Mike Wallace is part of the changing face of the Pittsburgh Steelers.
This face likely includes Rashard Mendenhall, who was just suspended one game for “conduct detrimental to the team.”
Mendenhall, the former first-team starter and 1000 yard rusher, has managed to likely play his way out of Pittsburgh.
While it’s true that he’s been injured and was lost to the team with a torn ACL since the last game of the 2011 season against the Cleveland Browns, all you need to do is look to the state of Minnesota, Adrian Peterson and his amazing recovery.
It’s true that each individual is different, and everyone heals differently. But you don’t see Peterson fumbling twice against an arch rival like the Browns, and not showing up for a game because he’s not the starter.
As for Wallace–he’s actually starting to resemble all that was bad about Terrell Owens’ lack of focus, minus the sideline yelling episodes. This article by Scott Kacsmar from Bleacher Report.com tells you all you’ll need to know about his past and future with the Pittsburgh Steelers.
Here’s an excerpt:
…If we can go back to the second half of 2011, Wallace’s production declined heavily after Brown emerged as a very good receiver himself. By year’s end, it appeared that Brown was the preferred target of Ben Roethlisberger.
In the offseason, we examined the catch radius for each receiver based on the type of catches they made in 2011. Brown was more impressive.
Wallace had the incredible three-year start to his career, and established himself as a great deep threat. But can he run all the other routes expected of No. 1 receiver as well? The big question heading into this season was which receiver, Wallace or Brown, would emerge as the true No. 1 in Pittsburgh.
Haley’s goal was to get the ball out of Roethlisberger’s hands more quickly to limit the hits on him. Go figure, Roethlisberger suffered the most significant injury of his career, but that’s another topic.

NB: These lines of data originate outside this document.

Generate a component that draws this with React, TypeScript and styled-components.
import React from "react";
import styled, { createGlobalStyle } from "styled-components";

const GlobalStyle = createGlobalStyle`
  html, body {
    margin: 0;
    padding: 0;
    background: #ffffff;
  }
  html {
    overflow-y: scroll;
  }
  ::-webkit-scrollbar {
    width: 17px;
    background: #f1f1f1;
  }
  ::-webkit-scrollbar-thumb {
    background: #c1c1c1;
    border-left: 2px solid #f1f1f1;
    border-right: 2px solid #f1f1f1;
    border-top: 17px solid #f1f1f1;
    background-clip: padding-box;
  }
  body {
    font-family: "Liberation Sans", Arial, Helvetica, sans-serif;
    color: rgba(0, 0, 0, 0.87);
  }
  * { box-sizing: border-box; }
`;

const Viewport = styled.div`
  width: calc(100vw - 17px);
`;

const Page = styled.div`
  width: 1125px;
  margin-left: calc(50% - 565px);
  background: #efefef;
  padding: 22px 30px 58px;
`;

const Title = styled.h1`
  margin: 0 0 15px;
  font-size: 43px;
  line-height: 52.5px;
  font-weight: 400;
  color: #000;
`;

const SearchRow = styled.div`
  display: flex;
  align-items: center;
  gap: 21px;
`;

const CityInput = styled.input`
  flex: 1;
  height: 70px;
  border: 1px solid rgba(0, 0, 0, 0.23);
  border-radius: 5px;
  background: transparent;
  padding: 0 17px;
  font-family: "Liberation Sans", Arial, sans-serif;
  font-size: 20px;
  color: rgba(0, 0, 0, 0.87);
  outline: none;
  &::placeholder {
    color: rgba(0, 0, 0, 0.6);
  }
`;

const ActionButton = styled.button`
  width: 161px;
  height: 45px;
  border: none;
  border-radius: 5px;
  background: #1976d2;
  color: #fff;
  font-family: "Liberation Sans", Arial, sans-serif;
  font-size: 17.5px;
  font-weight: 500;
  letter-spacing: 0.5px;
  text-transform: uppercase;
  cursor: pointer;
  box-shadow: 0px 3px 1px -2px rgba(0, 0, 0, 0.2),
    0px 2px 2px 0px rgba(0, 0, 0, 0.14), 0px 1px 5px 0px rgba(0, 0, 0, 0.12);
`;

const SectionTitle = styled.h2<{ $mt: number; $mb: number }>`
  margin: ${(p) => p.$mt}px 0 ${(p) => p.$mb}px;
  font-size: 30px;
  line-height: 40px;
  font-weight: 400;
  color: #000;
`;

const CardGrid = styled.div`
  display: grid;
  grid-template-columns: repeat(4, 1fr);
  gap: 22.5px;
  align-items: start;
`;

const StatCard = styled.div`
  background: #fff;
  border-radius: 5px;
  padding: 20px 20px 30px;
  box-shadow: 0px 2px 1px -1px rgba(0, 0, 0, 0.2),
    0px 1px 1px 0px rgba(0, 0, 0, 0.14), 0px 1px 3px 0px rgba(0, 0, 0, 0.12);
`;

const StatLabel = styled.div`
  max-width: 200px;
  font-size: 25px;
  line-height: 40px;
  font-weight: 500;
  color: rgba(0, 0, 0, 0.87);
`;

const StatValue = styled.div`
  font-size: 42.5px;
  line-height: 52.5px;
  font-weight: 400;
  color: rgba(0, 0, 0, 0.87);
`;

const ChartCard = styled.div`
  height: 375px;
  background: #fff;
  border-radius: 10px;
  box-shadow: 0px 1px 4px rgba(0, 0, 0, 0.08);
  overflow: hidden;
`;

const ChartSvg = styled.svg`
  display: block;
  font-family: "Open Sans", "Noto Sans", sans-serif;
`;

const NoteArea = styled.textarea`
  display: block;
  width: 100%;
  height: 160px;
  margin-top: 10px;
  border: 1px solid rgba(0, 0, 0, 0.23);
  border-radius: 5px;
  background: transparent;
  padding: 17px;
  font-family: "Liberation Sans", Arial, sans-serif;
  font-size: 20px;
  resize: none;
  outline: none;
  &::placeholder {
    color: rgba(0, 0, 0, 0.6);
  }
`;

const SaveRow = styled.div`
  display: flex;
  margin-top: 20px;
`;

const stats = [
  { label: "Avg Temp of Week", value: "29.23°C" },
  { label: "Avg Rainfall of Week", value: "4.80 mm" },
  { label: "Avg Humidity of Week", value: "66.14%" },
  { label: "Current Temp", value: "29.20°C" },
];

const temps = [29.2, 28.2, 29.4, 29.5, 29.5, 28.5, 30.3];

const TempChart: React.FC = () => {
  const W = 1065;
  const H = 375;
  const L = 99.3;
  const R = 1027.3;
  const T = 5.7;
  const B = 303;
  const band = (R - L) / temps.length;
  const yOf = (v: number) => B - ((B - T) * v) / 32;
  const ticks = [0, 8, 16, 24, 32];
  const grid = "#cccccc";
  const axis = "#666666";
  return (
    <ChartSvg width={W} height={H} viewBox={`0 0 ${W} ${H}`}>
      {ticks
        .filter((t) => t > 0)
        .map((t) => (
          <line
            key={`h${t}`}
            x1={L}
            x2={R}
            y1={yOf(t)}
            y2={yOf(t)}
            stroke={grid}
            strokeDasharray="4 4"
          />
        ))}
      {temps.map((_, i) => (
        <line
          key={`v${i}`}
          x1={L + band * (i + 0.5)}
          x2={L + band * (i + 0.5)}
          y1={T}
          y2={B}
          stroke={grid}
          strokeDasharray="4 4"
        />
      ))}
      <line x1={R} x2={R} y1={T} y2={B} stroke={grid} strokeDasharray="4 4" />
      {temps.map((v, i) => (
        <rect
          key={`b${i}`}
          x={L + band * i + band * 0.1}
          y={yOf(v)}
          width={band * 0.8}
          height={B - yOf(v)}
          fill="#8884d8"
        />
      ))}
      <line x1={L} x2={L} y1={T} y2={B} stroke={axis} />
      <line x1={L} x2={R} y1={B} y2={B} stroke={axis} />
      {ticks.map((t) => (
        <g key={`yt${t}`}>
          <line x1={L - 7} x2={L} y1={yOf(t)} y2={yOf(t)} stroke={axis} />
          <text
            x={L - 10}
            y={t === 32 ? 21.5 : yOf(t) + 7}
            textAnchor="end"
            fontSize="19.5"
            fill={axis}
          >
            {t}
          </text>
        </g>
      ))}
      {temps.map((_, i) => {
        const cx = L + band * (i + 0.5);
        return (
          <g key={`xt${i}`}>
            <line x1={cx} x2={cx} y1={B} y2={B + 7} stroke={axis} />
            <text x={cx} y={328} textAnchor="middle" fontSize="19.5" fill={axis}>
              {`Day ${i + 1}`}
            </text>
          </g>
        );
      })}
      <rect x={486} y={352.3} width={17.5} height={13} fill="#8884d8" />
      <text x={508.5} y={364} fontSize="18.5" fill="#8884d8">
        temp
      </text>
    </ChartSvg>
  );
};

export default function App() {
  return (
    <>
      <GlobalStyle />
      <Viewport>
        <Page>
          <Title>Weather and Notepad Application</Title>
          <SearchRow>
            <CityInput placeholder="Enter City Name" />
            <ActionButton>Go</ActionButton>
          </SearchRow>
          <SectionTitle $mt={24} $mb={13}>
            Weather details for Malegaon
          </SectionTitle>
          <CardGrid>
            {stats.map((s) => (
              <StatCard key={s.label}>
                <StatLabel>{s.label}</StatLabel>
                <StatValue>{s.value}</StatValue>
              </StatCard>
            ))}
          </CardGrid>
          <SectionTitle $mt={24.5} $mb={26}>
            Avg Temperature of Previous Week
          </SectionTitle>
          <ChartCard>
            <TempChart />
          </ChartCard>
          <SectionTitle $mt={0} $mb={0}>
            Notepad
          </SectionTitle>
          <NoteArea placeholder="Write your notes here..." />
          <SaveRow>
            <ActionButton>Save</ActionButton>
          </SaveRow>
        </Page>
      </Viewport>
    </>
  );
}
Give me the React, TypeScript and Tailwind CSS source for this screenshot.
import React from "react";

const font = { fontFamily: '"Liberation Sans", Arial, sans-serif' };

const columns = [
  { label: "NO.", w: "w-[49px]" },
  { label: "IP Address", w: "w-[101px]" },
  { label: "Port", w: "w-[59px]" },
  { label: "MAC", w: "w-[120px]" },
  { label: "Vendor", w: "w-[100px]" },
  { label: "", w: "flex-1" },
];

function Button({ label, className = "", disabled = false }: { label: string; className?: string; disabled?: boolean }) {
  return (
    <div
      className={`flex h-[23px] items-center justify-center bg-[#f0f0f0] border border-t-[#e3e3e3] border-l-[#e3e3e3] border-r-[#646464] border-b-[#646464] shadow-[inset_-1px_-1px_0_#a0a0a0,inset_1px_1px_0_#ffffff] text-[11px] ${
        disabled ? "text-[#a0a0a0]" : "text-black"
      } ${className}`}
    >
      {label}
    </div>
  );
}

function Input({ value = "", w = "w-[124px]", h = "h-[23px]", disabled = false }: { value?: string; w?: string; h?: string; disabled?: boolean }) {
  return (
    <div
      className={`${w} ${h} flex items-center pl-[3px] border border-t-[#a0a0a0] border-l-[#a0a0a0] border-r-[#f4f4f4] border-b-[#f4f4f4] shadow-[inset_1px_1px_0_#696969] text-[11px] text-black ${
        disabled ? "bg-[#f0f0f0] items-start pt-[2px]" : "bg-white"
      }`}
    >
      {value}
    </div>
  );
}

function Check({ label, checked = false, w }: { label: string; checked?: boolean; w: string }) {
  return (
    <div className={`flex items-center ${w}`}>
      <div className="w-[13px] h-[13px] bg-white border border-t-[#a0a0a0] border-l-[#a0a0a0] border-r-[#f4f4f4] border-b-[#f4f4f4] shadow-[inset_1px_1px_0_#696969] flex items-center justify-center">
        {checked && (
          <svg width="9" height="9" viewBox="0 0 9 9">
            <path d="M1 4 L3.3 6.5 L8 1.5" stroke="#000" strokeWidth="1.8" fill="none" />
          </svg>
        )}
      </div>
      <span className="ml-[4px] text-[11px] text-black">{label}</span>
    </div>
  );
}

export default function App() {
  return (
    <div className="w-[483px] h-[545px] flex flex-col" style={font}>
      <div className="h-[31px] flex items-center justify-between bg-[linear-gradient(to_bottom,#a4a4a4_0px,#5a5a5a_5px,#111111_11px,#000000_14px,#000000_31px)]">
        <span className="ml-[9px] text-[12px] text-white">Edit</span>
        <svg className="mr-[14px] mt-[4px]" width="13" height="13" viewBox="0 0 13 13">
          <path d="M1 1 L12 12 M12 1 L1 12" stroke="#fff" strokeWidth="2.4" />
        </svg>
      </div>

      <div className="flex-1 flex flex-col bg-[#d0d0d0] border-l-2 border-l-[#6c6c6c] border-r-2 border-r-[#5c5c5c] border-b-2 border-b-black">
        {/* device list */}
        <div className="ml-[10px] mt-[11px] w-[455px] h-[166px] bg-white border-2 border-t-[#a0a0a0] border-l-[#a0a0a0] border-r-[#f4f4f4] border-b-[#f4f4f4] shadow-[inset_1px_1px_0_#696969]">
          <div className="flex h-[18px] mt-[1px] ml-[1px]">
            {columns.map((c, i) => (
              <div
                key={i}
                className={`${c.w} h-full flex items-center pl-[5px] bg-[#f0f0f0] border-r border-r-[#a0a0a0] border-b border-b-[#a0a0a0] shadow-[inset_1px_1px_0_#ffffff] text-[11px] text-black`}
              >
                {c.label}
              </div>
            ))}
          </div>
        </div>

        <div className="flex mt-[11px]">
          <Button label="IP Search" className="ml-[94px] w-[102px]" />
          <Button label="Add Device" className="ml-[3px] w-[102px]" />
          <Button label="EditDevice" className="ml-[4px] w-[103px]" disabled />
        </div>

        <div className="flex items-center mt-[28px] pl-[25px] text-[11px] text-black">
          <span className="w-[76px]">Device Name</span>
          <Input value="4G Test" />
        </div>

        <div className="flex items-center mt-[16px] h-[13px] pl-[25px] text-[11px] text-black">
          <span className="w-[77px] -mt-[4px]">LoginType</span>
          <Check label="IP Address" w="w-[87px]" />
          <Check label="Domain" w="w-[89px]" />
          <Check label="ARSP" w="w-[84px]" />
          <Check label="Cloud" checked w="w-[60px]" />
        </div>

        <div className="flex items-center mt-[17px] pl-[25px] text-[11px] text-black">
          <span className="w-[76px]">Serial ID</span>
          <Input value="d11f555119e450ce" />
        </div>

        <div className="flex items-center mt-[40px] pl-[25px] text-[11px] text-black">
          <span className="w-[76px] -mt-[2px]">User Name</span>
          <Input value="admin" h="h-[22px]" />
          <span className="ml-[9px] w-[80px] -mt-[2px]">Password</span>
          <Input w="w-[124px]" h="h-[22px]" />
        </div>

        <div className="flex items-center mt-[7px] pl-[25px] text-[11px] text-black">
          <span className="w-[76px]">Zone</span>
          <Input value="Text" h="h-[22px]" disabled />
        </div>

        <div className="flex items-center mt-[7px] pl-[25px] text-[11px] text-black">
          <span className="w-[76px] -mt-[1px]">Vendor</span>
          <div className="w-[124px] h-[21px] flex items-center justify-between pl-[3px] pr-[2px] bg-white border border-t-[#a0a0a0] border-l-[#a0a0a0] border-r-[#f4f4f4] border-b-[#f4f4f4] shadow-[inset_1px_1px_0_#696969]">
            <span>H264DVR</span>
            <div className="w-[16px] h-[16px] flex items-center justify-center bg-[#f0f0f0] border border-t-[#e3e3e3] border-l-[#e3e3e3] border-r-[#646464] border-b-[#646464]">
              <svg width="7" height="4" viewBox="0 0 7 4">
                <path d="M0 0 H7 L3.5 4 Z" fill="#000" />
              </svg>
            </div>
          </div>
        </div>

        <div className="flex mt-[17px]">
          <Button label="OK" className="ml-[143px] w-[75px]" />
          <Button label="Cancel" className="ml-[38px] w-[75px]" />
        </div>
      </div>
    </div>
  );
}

The change was in the average pass length, which limits what Wallace does best. The offense was dominating on third down early in the season, and a big part of that was their success in the short-passing game.
Wallace started the season with a touchdown catch in four of the first five games. Though he did not put up the big yardage numbers he started with in 2011, he was still playing adequately.
It was a prime time game in Cincinnati in Week 7 when many football fans were able to see Wallace struggle with several bad drops (at least three), and even some of his catches were uncomfortable. This was a sign of things to come.
In his last eight games, Wallace has managed to catch only 38 of his 70 targets (54.3 percent) for 383 yards. It projects to a 16-game season of 76 catches for 766 yards and eight touchdowns.
Does that sound familiar?
In his last eight regular season games of 2011, Wallace only had 29 catches for 393 yards and three scores. He finished it off with a miserable playoff performance in Denver, catching three of 10 targets for just 26 yards, and dropping a 52-yard gain in the second quarter.
Wallace’s recent level of play is definitely not worth over $10M per season to the Steelers, or to any NFL offense.
He’s got much more information and statistics in the rest of his article.
When the legendary head coach Chuck Noll was running the Steelers from 1969-1991, he had an interesting way of telling a player that his time with the team was over.
“[Player’s name] should get on with his life’s work,” Noll would say.
The writing is on the wall, and they’re both likely done with the Steelers organization.
Wallace and Mendenhall should both get on with their life’s work.